Some of you might be wondering why I don’t just consider buying a totally new car in order to avoid this issue of what’s going on under the hood.  A new car doesn’t have any issues with previous owners or accidents.  A new car buyer doesn’t need to discover the history of the car because there is no history.  It’s a fresh start, a chance to avoid worrying about the damage that might have been done.  However, there is an unavoidable issue that comes along with buying a new car: the loss of value.  Simply by driving a new car off the lot, it loses a hefty chunk of its value because it is no longer a new car; it is now a car with an owner.  The dealer could no longer market that car as new, so it reduces the amount someone would be willing to pay for it.  But the drop doesn’t stop there.  Within a year, the value of a new car falls by an average of 10%, and after just three years, the value of the car will have dropped by almost 50%.  When you buy a new car, part of what you’re paying for is the label of “new”.  However, there is no chance you will get that money back when you resell the car.  That part of the value has been lost forever.
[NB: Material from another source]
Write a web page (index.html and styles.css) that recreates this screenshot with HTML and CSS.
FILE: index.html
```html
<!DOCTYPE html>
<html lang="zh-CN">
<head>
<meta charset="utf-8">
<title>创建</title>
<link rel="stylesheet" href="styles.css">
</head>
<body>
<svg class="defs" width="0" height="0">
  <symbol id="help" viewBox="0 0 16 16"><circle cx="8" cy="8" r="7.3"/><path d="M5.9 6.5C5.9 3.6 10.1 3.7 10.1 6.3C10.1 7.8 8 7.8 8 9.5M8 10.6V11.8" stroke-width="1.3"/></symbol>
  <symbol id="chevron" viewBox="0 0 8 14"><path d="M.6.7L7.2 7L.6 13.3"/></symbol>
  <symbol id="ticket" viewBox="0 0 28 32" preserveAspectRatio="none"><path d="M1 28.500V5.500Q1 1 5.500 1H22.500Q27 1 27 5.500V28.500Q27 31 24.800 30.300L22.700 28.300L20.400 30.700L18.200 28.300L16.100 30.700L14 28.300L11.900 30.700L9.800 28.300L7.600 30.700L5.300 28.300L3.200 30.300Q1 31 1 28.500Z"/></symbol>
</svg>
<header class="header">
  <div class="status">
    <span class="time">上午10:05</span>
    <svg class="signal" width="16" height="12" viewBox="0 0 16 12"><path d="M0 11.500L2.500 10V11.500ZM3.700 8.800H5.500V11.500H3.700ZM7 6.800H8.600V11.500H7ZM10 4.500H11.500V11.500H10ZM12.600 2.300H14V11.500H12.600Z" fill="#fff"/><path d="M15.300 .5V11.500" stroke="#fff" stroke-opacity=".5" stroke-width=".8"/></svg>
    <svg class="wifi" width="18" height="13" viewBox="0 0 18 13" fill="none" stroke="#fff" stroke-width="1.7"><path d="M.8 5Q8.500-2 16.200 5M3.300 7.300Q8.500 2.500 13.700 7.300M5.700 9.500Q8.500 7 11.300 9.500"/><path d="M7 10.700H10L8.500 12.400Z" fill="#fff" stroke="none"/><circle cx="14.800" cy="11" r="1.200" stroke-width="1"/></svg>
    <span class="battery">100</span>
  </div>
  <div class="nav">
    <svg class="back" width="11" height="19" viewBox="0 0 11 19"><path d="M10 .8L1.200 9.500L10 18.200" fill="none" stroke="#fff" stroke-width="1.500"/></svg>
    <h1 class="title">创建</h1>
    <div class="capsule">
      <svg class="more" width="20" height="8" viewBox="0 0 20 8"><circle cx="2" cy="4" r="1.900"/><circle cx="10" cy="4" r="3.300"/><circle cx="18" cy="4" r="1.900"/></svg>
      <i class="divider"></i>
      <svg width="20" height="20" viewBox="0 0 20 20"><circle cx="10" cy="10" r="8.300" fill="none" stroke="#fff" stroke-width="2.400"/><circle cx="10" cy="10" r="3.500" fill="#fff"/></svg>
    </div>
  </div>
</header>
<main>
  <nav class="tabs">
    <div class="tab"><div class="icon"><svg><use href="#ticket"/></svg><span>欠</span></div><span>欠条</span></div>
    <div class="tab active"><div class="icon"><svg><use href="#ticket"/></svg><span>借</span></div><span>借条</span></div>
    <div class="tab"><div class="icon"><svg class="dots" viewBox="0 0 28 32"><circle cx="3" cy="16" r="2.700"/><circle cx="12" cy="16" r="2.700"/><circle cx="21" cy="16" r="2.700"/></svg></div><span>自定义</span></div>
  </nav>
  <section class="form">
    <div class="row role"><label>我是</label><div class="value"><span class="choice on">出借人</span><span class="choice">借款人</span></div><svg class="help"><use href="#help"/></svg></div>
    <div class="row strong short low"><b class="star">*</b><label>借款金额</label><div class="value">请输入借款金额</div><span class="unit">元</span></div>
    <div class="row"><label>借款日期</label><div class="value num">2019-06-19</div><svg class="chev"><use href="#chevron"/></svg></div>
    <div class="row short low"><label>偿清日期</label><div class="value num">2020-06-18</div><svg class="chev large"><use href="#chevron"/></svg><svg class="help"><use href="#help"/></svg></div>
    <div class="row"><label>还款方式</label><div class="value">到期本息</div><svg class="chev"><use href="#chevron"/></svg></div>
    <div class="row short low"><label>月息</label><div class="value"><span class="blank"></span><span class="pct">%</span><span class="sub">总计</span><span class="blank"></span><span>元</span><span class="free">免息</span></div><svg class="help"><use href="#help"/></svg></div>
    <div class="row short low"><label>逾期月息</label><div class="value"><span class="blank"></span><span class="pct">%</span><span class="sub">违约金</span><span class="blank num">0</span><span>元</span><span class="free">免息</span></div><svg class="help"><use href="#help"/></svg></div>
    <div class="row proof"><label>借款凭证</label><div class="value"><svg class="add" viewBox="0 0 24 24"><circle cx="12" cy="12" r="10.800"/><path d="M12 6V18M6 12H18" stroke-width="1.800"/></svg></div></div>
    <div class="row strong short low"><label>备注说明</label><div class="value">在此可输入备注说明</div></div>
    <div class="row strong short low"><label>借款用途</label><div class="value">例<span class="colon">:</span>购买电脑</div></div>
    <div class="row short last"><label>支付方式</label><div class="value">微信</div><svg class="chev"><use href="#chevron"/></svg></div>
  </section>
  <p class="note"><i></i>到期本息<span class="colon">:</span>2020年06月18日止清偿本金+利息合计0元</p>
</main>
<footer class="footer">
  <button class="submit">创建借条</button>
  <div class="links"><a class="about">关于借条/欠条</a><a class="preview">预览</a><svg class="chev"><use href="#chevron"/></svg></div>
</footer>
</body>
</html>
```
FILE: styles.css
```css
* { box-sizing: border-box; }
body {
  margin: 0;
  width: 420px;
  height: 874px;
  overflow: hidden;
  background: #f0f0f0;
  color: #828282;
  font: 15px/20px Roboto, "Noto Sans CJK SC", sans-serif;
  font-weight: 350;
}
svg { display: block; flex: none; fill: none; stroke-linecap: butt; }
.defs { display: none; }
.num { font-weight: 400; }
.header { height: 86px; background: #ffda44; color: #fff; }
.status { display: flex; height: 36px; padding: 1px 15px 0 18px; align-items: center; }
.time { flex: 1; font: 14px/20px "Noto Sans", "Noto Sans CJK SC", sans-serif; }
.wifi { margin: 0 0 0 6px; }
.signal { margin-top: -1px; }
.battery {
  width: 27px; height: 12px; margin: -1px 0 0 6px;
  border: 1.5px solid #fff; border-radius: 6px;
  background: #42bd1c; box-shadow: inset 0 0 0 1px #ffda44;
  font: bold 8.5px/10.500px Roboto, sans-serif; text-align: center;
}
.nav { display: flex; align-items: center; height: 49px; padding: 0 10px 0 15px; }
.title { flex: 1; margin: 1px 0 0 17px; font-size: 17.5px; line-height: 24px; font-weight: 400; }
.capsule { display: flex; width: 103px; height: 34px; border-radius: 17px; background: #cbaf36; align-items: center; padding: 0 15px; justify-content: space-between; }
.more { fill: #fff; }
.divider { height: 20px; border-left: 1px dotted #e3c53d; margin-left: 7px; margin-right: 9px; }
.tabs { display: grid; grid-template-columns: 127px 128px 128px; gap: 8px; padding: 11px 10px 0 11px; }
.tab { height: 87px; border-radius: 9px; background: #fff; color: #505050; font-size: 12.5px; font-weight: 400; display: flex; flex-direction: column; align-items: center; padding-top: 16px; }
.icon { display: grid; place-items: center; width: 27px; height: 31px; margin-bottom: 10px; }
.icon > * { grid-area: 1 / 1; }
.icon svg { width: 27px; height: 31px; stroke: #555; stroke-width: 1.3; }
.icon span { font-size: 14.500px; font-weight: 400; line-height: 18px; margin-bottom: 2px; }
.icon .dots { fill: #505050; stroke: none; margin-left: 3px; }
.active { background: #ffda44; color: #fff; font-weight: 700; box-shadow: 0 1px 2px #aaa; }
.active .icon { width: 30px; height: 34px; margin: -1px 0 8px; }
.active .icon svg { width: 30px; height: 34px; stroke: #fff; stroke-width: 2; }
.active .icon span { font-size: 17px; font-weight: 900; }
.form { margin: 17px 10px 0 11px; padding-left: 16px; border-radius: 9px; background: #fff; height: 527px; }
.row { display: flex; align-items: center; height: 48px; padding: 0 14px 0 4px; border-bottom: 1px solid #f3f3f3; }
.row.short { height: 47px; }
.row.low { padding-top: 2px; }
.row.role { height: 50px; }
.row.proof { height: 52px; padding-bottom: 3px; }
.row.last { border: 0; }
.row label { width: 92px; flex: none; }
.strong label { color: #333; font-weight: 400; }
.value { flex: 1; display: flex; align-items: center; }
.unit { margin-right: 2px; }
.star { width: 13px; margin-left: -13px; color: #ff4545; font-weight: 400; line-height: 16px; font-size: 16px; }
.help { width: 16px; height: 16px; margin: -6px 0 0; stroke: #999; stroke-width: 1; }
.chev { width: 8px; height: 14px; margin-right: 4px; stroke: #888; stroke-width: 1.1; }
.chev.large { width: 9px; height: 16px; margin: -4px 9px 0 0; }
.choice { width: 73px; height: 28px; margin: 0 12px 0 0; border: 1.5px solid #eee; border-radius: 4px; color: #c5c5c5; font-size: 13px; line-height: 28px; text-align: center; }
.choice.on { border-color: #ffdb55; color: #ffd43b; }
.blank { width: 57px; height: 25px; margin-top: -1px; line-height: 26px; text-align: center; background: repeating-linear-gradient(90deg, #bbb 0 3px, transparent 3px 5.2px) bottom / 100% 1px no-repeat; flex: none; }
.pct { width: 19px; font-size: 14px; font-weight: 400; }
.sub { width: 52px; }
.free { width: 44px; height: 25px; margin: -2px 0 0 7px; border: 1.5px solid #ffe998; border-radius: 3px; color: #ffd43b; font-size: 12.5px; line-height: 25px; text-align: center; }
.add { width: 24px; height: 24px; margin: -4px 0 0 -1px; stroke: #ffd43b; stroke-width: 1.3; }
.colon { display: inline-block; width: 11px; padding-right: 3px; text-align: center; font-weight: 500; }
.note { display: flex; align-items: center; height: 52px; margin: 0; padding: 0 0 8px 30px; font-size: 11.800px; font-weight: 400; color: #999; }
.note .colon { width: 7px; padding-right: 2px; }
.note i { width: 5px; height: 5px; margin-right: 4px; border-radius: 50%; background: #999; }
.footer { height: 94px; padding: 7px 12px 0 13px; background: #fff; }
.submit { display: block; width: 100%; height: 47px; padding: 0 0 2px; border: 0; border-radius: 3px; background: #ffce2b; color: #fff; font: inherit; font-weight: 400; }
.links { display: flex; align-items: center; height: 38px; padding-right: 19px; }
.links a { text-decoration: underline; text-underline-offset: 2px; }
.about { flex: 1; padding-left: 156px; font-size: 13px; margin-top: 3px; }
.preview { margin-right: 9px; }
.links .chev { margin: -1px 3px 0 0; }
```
Sometimes I think we look at ourselves the same way that we look at cars.  We put ourselves into two categories: new and used.  We believe that, at one time, we were a part of the “new” category but have joined the “used” category as we have experienced more of life.  Once we see ourselves as a part of the “used” category, we believe that we have less value than we did before.  No matter how we appear on the outside, we believe that we are permanently damaged goods on the inside because we have done or been a part of things we shouldn’t have and that there is no way we can ever undo that damage.  We believe that we can fool people into believing we are still new (or at least close to new) by how we present ourselves to others and by putting on a new-looking exterior.

Are any of these statements ringing true in your head right now?  I would guess that for many of you, they are.  I’ve chatted with enough of you about big life questions to know that you are all in the process of figuring out how your choices affect your value and where your value comes from.  I also know that there are a number of you who believe you have done things that mean your value is totally lost and gone and cannot be reclaimed.  Let me tell you a little secret: those aren’t just teenager thoughts.  Those are questions that continue throughout life.
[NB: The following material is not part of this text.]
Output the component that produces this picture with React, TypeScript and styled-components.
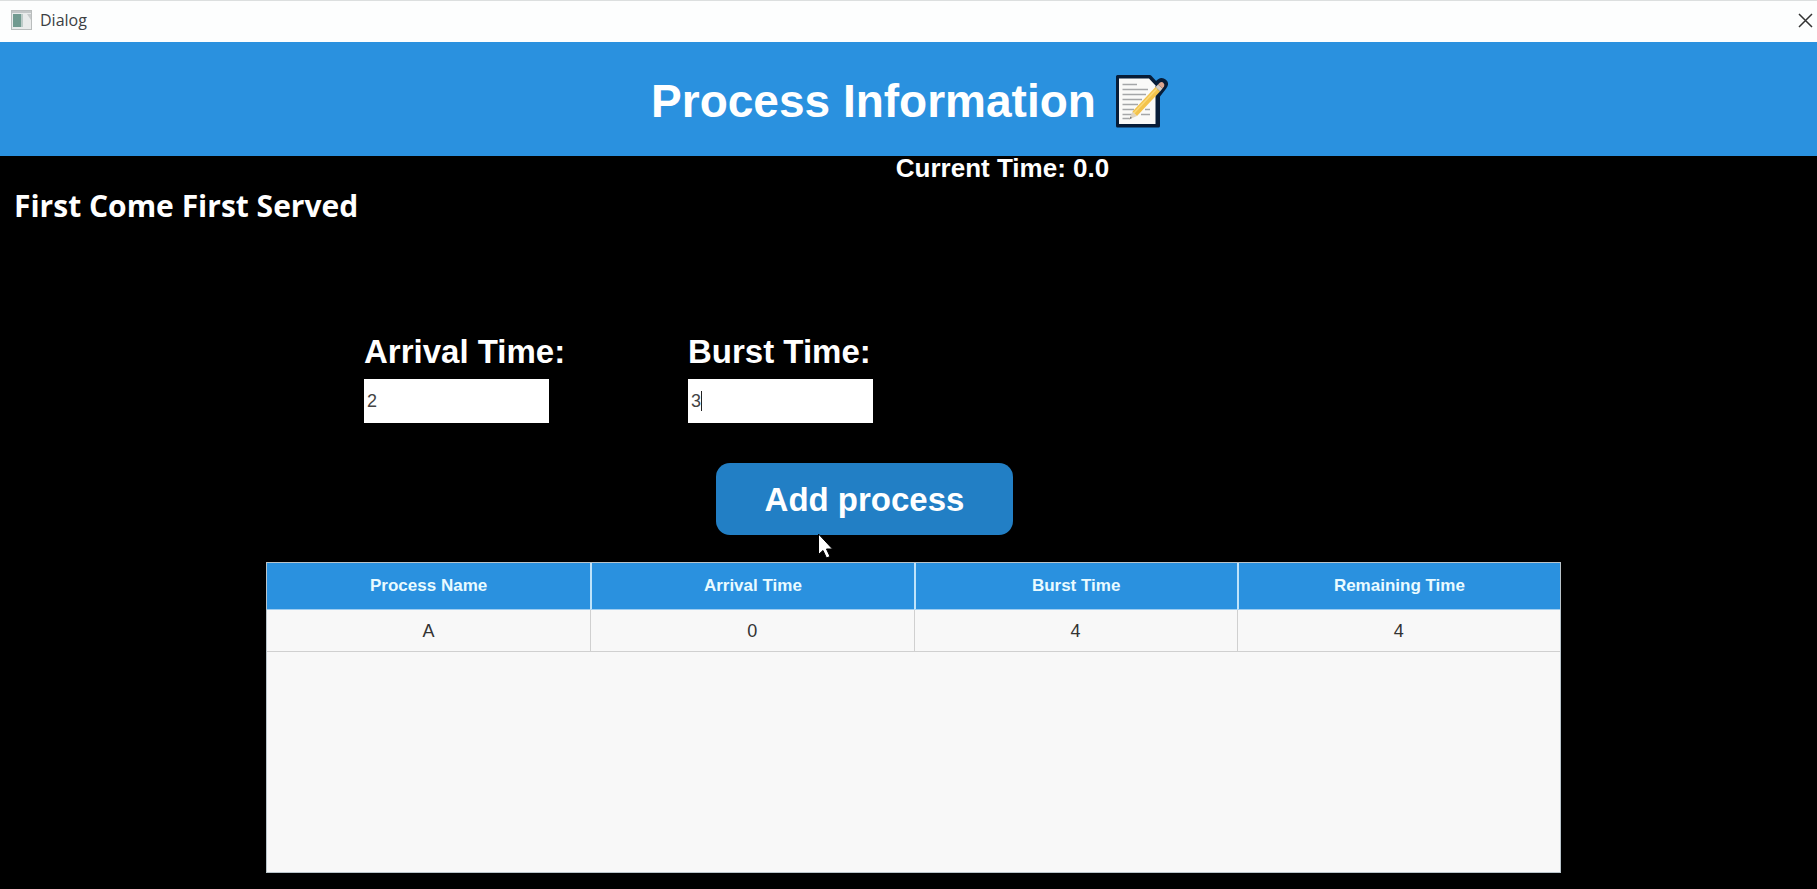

But here’s what’s true: we aren’t cars.  That’s your Tweetable for the day.  You aren’t a car.  I’m not a car.  The person sitting next to you isn’t a car.  I will say it again: we aren’t cars.  Here’s what I mean by that.

The belief that we were ever new and perfect and clean is a lie.  When it comes to people, there is no such thing as “new” and “used.”  You all know that we sin.  This gets discussed constantly.  But I want to create a distinction between two words: sinning and sinners.  Sinning is something we do.  Sinners is what we are.  We sin because we are sinful, not the other way around.  If sinning is something we do here and there, then it is something we can undo, and it is our job to correct that action ourselves.  Because sinners is what we are, it’s an ingrained part of our identity that cannot be corrected with simple action.  We can’t stop sinning and we can’t make ourselves less sinful.

I know you all know these things.  We as adults don’t need to remind you that you make mistakes and do the wrong thing.  You all know that you do.  But rather than hearing that and assuming it means the worst, I want you to look at it from a different angle.

Because we ARE sinners and don’t just DO sins…over time, we cannot become a worse sinner than we were before.  My car had less damage on Tuesday than it did on Wednesday.  You don’t work this way.  Your sin is not a debit account.  You don’t start with a certain amount of good and then slowly chip away at that total with each sin you commit.  When you were born (really, when you were conceived) you were already the worst sinner that you would ever be, and your sin is a straight line from conception to death.

“But Miss Carson,” you say, “that doesn’t make me feel any better.  I’m still hearing you say over and over that I’m a sinner.  I know I do bad things.  I know I sin.  And that feels like a burden.”  I’ve felt that burden, too.  But I have learned that the burden I feel is because somewhere deep inside, I have it in my head that I am responsible for fixing it.  That I am the one who has to make it right.  That I am the one who has to fill the gap.  It’s the burden of carrying my own cross.  I can’t deny that sin can bring earthly consequences that we have to deal with, but hear me this morning, please: when it comes to your eternal soul---the part of you that will live forever---you don’t have to do ANYTHING.  You are not responsible for paying for your own sins.  You don’t have to fill that gap.  Jesus already carried your cross.  In the same way that your sin is a straight line from conception to death, Jesus’ sacrifice on the cross is a straight line, too.  It’s enough to cover your line of sin and it’s enough to last your whole life on earth.  You are free from the burden of sin because of who Jesus is, and when you feel that burden, you also have the freedom to go to Him and ask Him to take that burden away.  The best part?  He has taken it away already.  When He said “It is finished” on the cross, it was finished.  Done.  Over.  For eternity.

When Jesus did this for you, when He actively chose to take your place on the cross and forever fill the gap that was between you and God, He paid the full price for your life.  Even more than that, He set the price for your life.  You are worth Jesus.  And unlike a car, your value doesn’t change based on usage, damage, or age.  You do not and cannot lose value the longer that you’re alive or the more mistakes you make, because if Jesus’ sacrifice is a straight line, your value is one, too.  He paid one price at one revolutionary moment in history, and nothing you do or don’t do, become or don’t become, choose or don’t choose can change that value.  It’s a done deal; it’s finished, too.  Let me say it again: YOU ARE WORTH JESUS.

You are not a used car, a new car, a damaged car, or an abandoned car.  You are a valuable individual, created by God the Father.  You are a redeemed child of God, washed in the blood of His Son, Jesus.  You are a precious part of God’s family, protected and led by the Holy Spirit.  You are loved.  You are forgiven.  You are free.  Live in that freedom today.